# Does any know what the KK Slider's guitar does?



## cheezu (Apr 26, 2018)

Does it also bring him to the camp?
I already have the KK Slider chair so was just wondering.


----------



## iLoveYou (Apr 26, 2018)

Campers can pick it up and play the guitar, from what I read on another site.


----------



## J087 (Apr 26, 2018)

I regret that purchase.


----------



## boring (Apr 26, 2018)

It doesnt seem worth it; from what I've seen, it's simply an item your campers can play and stuff, no K.K. .


----------



## Ras (Apr 26, 2018)

If they can pick it up and play it, it’s good for people who missed out on the gothic rose guitar. If they just pluck a string every once in a while, bleh.


----------



## Ras (Apr 30, 2018)

I went ahead and got it. It's like the rose guitar, only acoustic. Pretty nice.


----------



## Biyaya (May 1, 2018)

Each item explains on the order screen what it does. It will be towards the bottom, under the selling price.
In this case: "_Animal Reactions_: Guests may hold an impromptu concert."

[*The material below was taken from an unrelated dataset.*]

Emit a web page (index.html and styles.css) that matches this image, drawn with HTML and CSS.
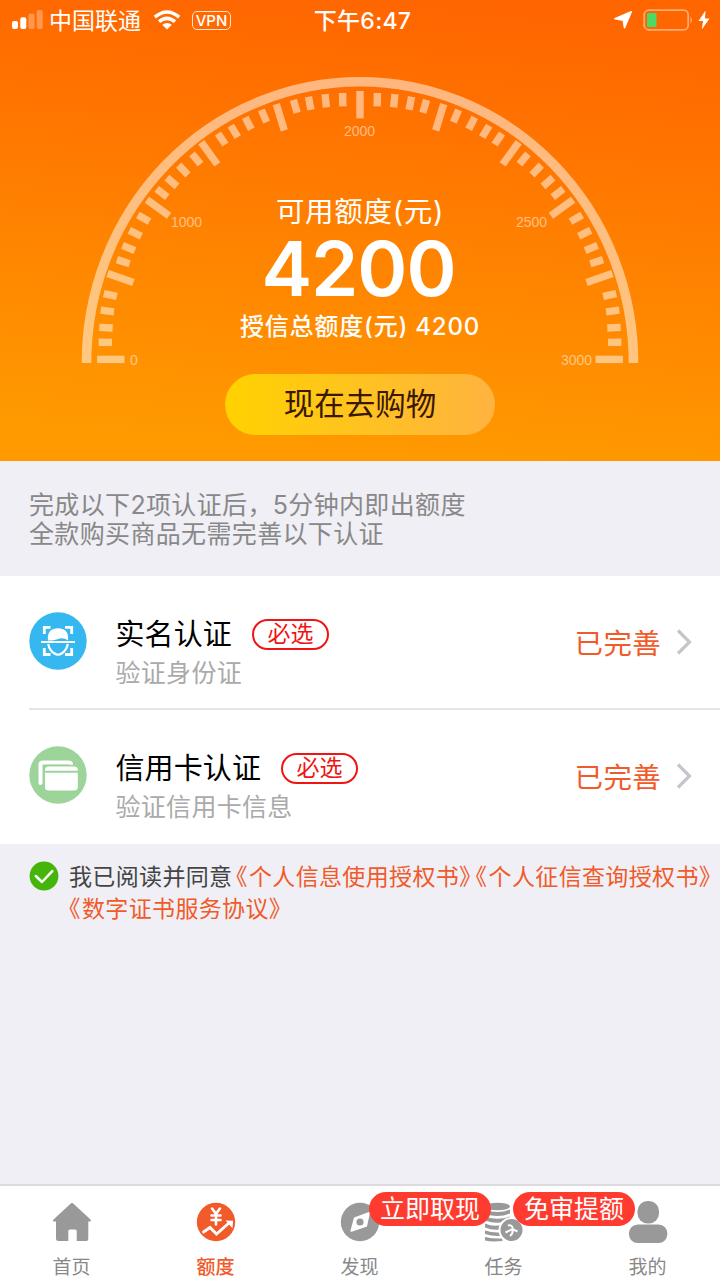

I know people already answered the question, but knowing where it lists its effect is useful.


----------



## Ras (May 2, 2018)

I’ve got this set up with the mic, drums and electric guitar. When four animals are playing, it sounds absolutely great. I don’t like that it’s 100 tickets, but it ended up being totally worth it to me. Now, we need a bass that actually works instead of the current noisemaker.


----------